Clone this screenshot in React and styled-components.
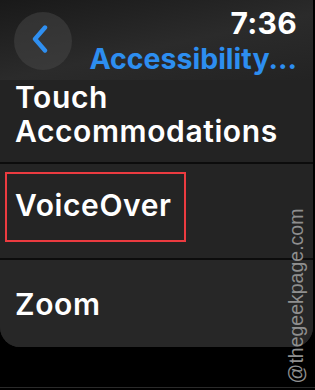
import styled, { createGlobalStyle } from "styled-components";

const GlobalStyle = createGlobalStyle`
  html, body {
    margin: 0;
    padding: 0;
    background: #000;
  }
`;

const Screen = styled.div`
  position: relative;
  width: 315px;
  height: 390px;
  overflow: hidden;
  background: #000;
  font-family: Inter, "Noto Sans", sans-serif;
  color: #fff;
`;

const Header = styled.div`
  height: 80px;
  display: flex;
  justify-content: space-between;
  align-items: flex-start;
  padding: 0 16px 0 14px;
  box-sizing: border-box;
  background: linear-gradient(168deg, #191919 0%, #262626 40%, #2b2b2b 55%, #232323 100%);
  width: 313px;
`;

const BackButton = styled.button`
  margin-top: 12px;
  width: 58px;
  height: 58px;
  border-radius: 50%;
  border: none;
  background: rgba(72, 72, 72, 0.5);
  display: flex;
  align-items: center;
  justify-content: center;
  padding: 0 6px 4px 0;
  cursor: pointer;
`;

const TitleBlock = styled.div`
  display: flex;
  flex-direction: column;
  align-items: flex-end;
`;

const Time = styled.div`
  margin-top: 6px;
  font-size: 30px;
  font-weight: 700;
  line-height: 34px;
  letter-spacing: 0.3px;
`;

const Title = styled.div`
  margin-top: 1px;
  font-size: 28.5px;
  font-weight: 700;
  line-height: 36px;
  color: #2d8ef0;
`;

const List = styled.div`
  width: 313px;
  background: #242424;
  border-radius: 0 0 20px 20px;
`;

const Row = styled.div`
  display: flex;
  align-items: ${(p) => (p.$top ? "flex-start" : "center")};
  height: ${(p) => p.$height}px;
  padding: ${(p) => p.$pad || "0 0 0 15px"};
  box-sizing: border-box;
  border-bottom: ${(p) => (p.$last ? "none" : "2px solid #0c0c0c")};
  background: ${(p) => p.$bg || "transparent"};
  border-radius: ${(p) => (p.$last ? "0 0 20px 20px" : "0")};
`;

const Label = styled.div`
  font-size: 30px;
  font-weight: 600;
  line-height: 34px;
  letter-spacing: 0.6px;
`;

const Highlight = styled.div`
  display: flex;
  align-items: center;
  width: 181px;
  height: 70px;
  box-sizing: border-box;
  padding: 0 0 4px 8px;
  border: 2px solid #ec3b40;
`;

const BottomLine = styled.div`
  position: absolute;
  left: 0;
  right: 0;
  top: 387px;
  height: 1px;
  background: #2a2a2a;
`;

const Watermark = styled.div`
  position: absolute;
  left: 296px;
  top: 296px;
  transform: translate(-50%, -50%) rotate(-90deg);
  font-family: "Liberation Sans", Arial, sans-serif;
  font-size: 19.5px;
  color: #8f8f8f;
  white-space: nowrap;
`;

export default function App() {
  return (
    <>
      <GlobalStyle />
      <Screen>
        <Header>
          <BackButton aria-label="Back">
            <svg width="20" height="28" viewBox="0 0 20 28">
              <path
                d="M15 2.5 L5 14 L15 25.5"
                fill="none"
                stroke="#2f8ff0"
                strokeWidth="4.4"
                strokeLinecap="round"
                strokeLinejoin="round"
              />
            </svg>
          </BackButton>
          <TitleBlock>
            <Time>7:36</Time>
            <Title>Accessibility...</Title>
          </TitleBlock>
        </Header>
        <List>
          <Row $height={84} $top $bg="#232323">
            <Label>
              Touch
              <br />
              Accommodations
            </Label>
          </Row>
          <Row $height={96} $top $pad="8px 0 0 5px">
            <Highlight>
              <Label>VoiceOver</Label>
            </Highlight>
          </Row>
          <Row $height={87} $last $bg="#272727">
            <Label>Zoom</Label>
          </Row>
        </List>
        <BottomLine />
        <Watermark>@thegeekpage.com</Watermark>
      </Screen>
    </>
  );
}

Job →
Would you set down the listing exactly, omitting pictures?

Solution to this task →
Clone this screenshot in React and styled-components.
import styled, { createGlobalStyle } from "styled-components";

const GlobalStyle = createGlobalStyle`
  html, body {
    margin: 0;
    padding: 0;
    background: #000;
  }
`;

const Screen = styled.div`
  position: relative;
  width: 315px;
  height: 390px;
  overflow: hidden;
  background: #000;
  font-family: Inter, "Noto Sans", sans-serif;
  color: #fff;
`;

const Header = styled.div`
  height: 80px;
  display: flex;
  justify-content: space-between;
  align-items: flex-start;
  padding: 0 16px 0 14px;
  box-sizing: border-box;
  background: linear-gradient(168deg, #191919 0%, #262626 40%, #2b2b2b 55%, #232323 100%);
  width: 313px;
`;

const BackButton = styled.button`
  margin-top: 12px;
  width: 58px;
  height: 58px;
  border-radius: 50%;
  border: none;
  background: rgba(72, 72, 72, 0.5);
  display: flex;
  align-items: center;
  justify-content: center;
  padding: 0 6px 4px 0;
  cursor: pointer;
`;

const TitleBlock = styled.div`
  display: flex;
  flex-direction: column;
  align-items: flex-end;
`;

const Time = styled.div`
  margin-top: 6px;
  font-size: 30px;
  font-weight: 700;
  line-height: 34px;
  letter-spacing: 0.3px;
`;

const Title = styled.div`
  margin-top: 1px;
  font-size: 28.5px;
  font-weight: 700;
  line-height: 36px;
  color: #2d8ef0;
`;

const List = styled.div`
  width: 313px;
  background: #242424;
  border-radius: 0 0 20px 20px;
`;

const Row = styled.div`
  display: flex;
  align-items: ${(p) => (p.$top ? "flex-start" : "center")};
  height: ${(p) => p.$height}px;
  padding: ${(p) => p.$pad || "0 0 0 15px"};
  box-sizing: border-box;
  border-bottom: ${(p) => (p.$last ? "none" : "2px solid #0c0c0c")};
  background: ${(p) => p.$bg || "transparent"};
  border-radius: ${(p) => (p.$last ? "0 0 20px 20px" : "0")};
`;

const Label = styled.div`
  font-size: 30px;
  font-weight: 600;
  line-height: 34px;
  letter-spacing: 0.6px;
`;

const Highlight = styled.div`
  display: flex;
  align-items: center;
  width: 181px;
  height: 70px;
  box-sizing: border-box;
  padding: 0 0 4px 8px;
  border: 2px solid #ec3b40;
`;

const BottomLine = styled.div`
  position: absolute;
  left: 0;
  right: 0;
  top: 387px;
  height: 1px;
  background: #2a2a2a;
`;

const Watermark = styled.div`
  position: absolute;
  left: 296px;
  top: 296px;
  transform: translate(-50%, -50%) rotate(-90deg);
  font-family: "Liberation Sans", Arial, sans-serif;
  font-size: 19.5px;
  color: #8f8f8f;
  white-space: nowrap;
`;

export default function App() {
  return (
    <>
      <GlobalStyle />
      <Screen>
        <Header>
          <BackButton aria-label="Back">
            <svg width="20" height="28" viewBox="0 0 20 28">
              <path
                d="M15 2.5 L5 14 L15 25.5"
                fill="none"
                stroke="#2f8ff0"
                strokeWidth="4.4"
                strokeLinecap="round"
                strokeLinejoin="round"
              />
            </svg>
          </BackButton>
          <TitleBlock>
            <Time>7:36</Time>
            <Title>Accessibility...</Title>
          </TitleBlock>
        </Header>
        <List>
          <Row $height={84} $top $bg="#232323">
            <Label>
              Touch
              <br />
              Accommodations
            </Label>
          </Row>
          <Row $height={96} $top $pad="8px 0 0 5px">
            <Highlight>
              <Label>VoiceOver</Label>
            </Highlight>
          </Row>
          <Row $height={87} $last $bg="#272727">
            <Label>Zoom</Label>
          </Row>
        </List>
        <BottomLine />
        <Watermark>@thegeekpage.com</Watermark>
      </Screen>
    </>
  );
}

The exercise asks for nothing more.